Data extract:
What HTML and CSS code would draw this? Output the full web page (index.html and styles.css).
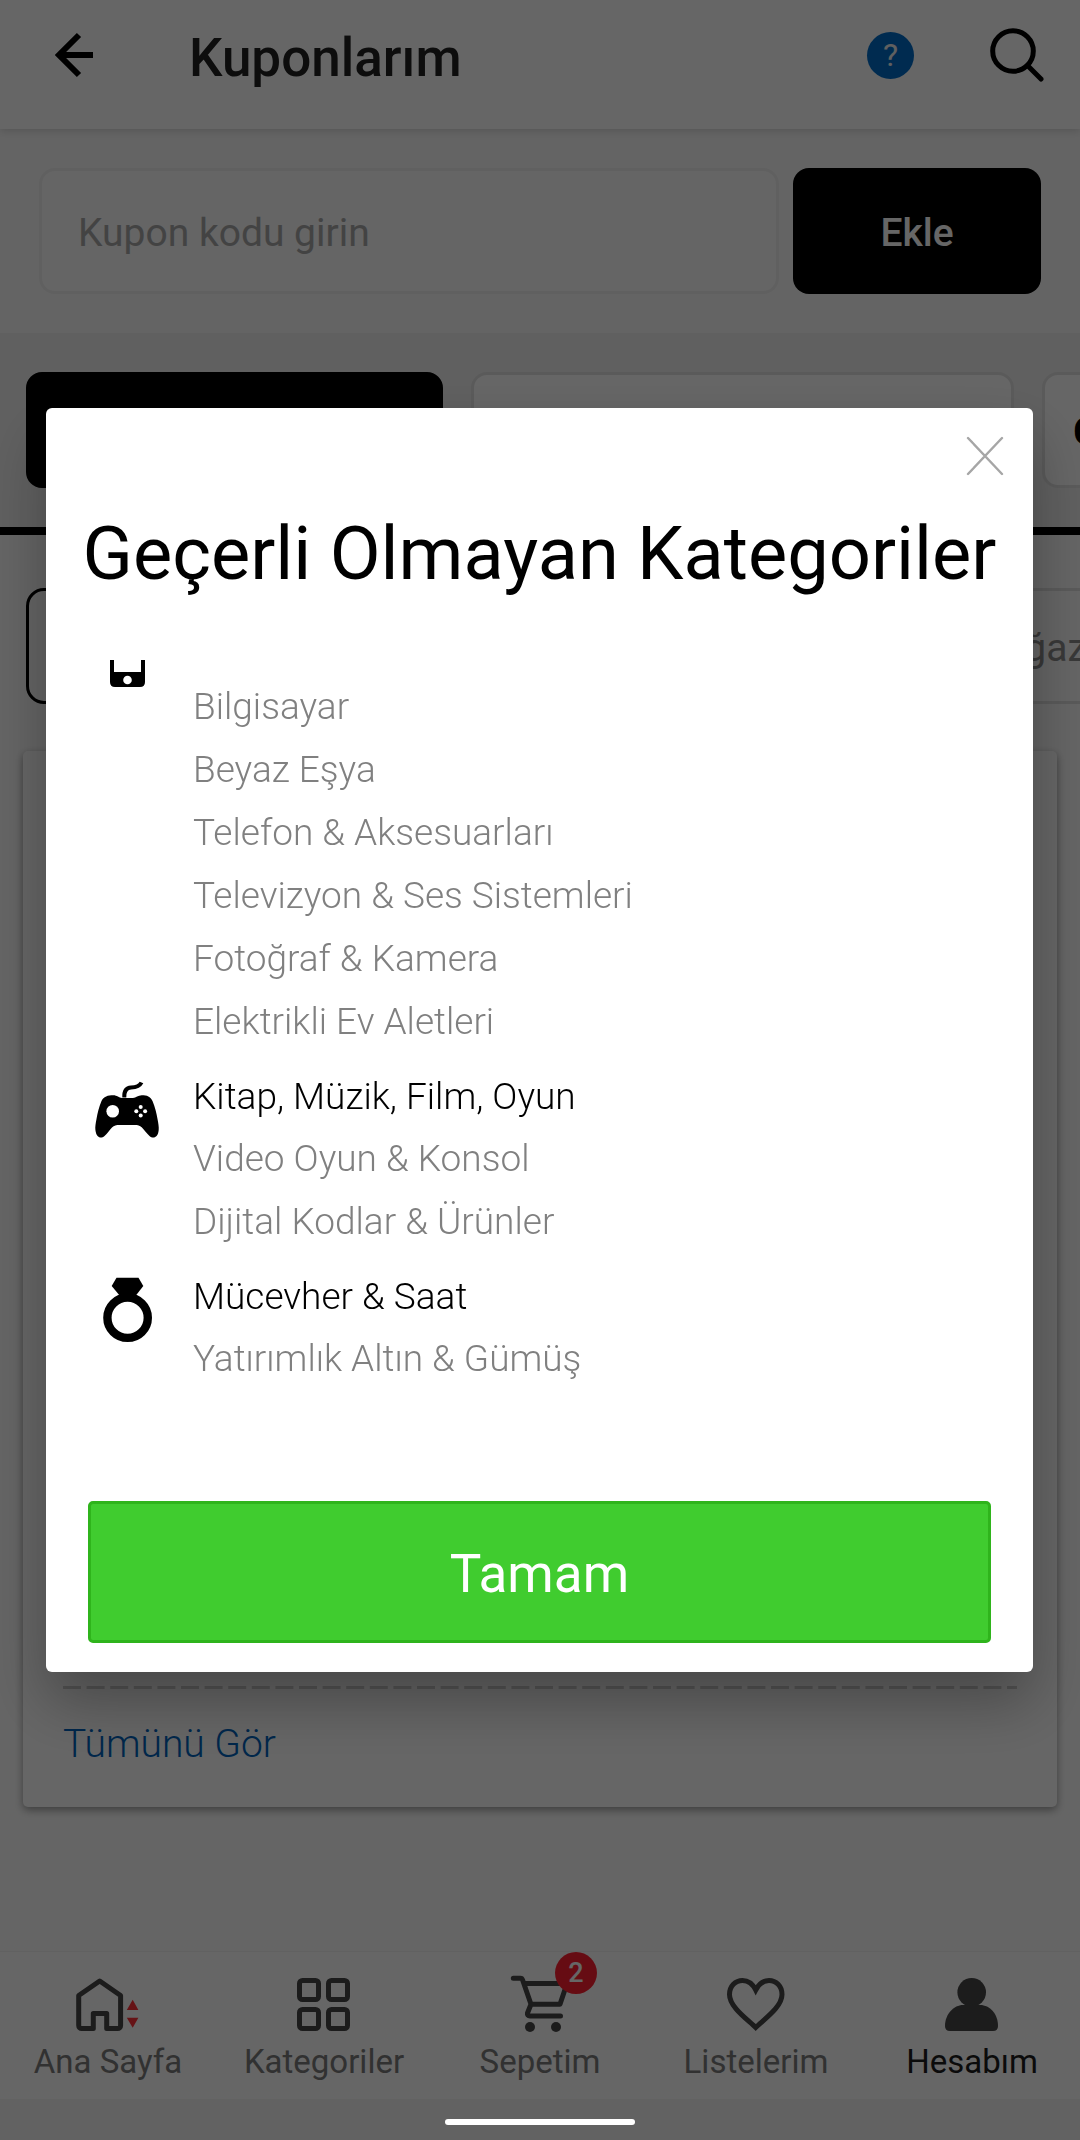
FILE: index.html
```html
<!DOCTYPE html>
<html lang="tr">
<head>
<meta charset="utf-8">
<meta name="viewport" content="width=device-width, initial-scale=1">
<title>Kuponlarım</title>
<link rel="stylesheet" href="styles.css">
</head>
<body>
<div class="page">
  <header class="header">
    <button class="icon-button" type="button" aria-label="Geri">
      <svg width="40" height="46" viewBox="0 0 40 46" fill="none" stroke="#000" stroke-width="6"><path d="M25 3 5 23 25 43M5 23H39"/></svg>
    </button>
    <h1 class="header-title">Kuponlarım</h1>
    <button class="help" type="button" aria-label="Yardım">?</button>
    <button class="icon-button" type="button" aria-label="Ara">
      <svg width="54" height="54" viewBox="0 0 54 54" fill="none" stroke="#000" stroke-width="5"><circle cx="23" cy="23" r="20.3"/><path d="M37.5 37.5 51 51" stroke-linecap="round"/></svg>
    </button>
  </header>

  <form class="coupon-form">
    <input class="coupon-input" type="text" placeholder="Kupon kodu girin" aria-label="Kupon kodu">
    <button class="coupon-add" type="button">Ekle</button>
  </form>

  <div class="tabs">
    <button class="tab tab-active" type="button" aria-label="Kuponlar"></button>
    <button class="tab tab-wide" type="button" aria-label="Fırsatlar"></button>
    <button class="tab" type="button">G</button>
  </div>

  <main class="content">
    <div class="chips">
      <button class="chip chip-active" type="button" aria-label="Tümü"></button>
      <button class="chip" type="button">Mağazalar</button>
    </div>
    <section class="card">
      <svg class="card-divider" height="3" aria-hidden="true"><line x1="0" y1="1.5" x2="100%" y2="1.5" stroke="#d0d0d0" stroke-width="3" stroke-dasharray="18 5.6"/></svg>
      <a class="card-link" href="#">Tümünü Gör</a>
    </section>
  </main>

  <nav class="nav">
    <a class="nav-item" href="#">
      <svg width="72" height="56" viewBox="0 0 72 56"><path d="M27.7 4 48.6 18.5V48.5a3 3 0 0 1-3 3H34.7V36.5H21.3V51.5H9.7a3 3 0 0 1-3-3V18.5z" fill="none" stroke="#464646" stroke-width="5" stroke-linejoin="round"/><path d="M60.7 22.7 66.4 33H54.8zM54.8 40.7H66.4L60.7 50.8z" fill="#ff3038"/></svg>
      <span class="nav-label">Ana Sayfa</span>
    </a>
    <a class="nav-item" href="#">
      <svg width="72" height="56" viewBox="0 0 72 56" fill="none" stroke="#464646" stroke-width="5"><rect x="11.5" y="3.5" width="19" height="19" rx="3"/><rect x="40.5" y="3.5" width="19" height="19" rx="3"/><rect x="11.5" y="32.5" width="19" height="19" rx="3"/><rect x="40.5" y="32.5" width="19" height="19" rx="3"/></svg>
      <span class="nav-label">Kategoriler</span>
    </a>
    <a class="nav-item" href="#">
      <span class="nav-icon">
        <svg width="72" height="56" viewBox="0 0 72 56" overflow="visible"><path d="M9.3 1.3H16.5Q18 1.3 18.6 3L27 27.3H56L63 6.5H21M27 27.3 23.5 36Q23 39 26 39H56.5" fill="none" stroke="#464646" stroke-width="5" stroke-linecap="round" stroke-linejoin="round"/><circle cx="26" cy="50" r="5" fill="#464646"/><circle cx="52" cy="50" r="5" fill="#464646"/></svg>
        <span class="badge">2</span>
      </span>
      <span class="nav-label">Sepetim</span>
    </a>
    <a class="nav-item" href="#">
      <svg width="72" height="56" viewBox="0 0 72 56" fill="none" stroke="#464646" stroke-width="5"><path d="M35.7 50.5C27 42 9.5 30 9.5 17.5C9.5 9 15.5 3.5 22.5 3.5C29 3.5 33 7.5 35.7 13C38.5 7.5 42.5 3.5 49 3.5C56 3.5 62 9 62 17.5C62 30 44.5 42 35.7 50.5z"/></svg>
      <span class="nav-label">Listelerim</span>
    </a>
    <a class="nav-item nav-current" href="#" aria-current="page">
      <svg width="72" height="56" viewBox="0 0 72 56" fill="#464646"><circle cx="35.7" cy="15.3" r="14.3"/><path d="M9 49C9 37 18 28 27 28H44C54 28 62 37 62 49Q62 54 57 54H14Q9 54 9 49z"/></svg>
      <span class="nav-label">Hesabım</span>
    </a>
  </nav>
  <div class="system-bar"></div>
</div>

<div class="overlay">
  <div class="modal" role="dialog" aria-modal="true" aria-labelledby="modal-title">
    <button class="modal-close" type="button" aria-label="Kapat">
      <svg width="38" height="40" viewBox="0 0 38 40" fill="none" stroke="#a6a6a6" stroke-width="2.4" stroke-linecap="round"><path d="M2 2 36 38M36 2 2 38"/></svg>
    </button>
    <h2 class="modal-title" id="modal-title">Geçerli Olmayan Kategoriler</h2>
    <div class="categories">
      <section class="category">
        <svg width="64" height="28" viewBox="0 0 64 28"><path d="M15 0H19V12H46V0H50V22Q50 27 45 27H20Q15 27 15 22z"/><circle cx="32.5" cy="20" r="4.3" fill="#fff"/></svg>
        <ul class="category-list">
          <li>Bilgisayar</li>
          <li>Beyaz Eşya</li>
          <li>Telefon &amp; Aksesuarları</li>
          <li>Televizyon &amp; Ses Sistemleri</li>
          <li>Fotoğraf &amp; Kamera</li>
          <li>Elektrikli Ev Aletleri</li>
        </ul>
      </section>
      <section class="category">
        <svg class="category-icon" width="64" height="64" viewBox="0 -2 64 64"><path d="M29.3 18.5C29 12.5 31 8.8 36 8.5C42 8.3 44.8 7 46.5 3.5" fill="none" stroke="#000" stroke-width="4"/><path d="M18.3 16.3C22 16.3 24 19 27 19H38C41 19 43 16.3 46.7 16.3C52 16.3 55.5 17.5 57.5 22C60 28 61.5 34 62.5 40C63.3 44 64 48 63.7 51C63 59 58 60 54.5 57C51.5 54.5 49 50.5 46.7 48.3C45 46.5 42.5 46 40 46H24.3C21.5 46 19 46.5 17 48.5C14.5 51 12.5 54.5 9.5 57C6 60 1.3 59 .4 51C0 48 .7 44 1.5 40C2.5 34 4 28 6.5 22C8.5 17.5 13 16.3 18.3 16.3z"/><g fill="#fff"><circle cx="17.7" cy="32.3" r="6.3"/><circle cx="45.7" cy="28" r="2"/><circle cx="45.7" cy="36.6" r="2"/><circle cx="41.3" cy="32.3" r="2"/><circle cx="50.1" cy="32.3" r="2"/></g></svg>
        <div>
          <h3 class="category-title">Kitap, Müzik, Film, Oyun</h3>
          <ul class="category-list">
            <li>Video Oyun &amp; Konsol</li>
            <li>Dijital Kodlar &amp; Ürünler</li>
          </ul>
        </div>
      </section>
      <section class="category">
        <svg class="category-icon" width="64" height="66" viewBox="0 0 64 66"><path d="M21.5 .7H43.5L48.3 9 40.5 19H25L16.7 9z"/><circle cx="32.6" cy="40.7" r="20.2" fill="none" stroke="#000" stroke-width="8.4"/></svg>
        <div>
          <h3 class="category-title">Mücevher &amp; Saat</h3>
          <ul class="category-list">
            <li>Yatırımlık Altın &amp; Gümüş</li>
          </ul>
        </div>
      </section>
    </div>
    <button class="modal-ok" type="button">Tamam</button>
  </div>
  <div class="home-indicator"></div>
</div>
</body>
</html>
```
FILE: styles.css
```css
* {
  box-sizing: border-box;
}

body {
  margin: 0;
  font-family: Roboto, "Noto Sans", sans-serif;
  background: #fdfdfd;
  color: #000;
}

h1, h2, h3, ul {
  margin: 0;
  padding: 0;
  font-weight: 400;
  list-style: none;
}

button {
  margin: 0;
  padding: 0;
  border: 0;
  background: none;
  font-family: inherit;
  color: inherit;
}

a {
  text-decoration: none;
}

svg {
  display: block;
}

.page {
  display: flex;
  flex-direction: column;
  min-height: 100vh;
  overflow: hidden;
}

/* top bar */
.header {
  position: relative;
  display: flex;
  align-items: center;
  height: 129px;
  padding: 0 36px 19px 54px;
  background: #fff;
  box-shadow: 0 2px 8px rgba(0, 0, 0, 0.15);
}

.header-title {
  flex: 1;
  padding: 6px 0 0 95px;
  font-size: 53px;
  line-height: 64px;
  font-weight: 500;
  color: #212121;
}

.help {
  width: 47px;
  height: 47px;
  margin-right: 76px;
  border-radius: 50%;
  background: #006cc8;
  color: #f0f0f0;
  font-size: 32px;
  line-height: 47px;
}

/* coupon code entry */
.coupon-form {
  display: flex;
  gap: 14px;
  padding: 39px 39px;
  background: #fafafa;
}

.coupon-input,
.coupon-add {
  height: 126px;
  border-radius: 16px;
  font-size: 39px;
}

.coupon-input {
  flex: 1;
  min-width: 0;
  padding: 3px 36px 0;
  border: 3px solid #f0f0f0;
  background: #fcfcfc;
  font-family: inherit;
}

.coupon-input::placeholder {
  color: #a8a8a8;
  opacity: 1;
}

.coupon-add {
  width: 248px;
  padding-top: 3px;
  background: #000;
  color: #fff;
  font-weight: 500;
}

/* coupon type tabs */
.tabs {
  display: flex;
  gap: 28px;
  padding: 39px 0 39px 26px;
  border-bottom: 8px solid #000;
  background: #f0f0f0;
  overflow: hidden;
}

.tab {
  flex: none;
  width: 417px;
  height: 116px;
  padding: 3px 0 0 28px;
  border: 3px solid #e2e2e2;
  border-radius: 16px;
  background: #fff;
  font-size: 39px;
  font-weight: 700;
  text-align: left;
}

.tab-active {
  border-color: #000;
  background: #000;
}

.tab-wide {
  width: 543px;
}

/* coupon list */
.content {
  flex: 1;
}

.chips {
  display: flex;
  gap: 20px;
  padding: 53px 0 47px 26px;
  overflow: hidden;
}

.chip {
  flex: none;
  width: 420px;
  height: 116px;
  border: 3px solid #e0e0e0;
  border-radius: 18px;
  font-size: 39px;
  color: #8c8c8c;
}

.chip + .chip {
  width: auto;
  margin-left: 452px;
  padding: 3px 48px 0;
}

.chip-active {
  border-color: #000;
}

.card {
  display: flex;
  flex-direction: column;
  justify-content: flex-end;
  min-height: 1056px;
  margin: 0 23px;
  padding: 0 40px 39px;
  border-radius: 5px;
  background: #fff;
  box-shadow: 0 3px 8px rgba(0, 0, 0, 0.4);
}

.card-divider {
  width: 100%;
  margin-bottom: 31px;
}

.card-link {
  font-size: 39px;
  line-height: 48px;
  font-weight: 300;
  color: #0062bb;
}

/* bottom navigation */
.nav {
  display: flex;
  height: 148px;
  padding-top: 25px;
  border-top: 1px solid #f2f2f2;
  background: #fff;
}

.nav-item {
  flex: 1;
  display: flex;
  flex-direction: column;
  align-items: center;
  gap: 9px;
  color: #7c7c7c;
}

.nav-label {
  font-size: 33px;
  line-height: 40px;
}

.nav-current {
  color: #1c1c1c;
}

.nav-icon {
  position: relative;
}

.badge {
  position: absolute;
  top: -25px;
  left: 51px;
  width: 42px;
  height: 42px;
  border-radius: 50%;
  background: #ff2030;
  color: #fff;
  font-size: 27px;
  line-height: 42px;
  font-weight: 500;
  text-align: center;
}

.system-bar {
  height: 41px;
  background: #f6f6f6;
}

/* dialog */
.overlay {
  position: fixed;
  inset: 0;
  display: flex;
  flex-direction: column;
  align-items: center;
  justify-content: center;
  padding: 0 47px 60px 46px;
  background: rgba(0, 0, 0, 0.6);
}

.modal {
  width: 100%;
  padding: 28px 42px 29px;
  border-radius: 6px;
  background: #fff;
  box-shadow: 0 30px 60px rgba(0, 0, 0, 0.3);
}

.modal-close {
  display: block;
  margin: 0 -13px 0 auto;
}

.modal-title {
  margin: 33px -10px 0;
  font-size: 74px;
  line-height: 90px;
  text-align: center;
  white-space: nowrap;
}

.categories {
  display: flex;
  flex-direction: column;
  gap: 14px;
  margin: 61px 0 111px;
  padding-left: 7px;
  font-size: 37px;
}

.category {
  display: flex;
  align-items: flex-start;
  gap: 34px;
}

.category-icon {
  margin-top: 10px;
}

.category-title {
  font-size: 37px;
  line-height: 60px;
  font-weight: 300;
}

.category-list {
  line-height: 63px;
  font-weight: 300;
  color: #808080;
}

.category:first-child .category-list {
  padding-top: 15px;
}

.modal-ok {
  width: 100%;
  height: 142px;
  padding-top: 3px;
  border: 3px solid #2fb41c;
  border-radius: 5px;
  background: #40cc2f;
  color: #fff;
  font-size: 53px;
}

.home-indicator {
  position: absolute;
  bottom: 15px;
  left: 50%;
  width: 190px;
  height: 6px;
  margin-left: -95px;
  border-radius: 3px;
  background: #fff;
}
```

Task instructions:
Copy each line of the listing that contains the string "code".

Task response:
What HTML and CSS code would draw this? Output the full web page (index.html and styles.css).
/* coupon code entry */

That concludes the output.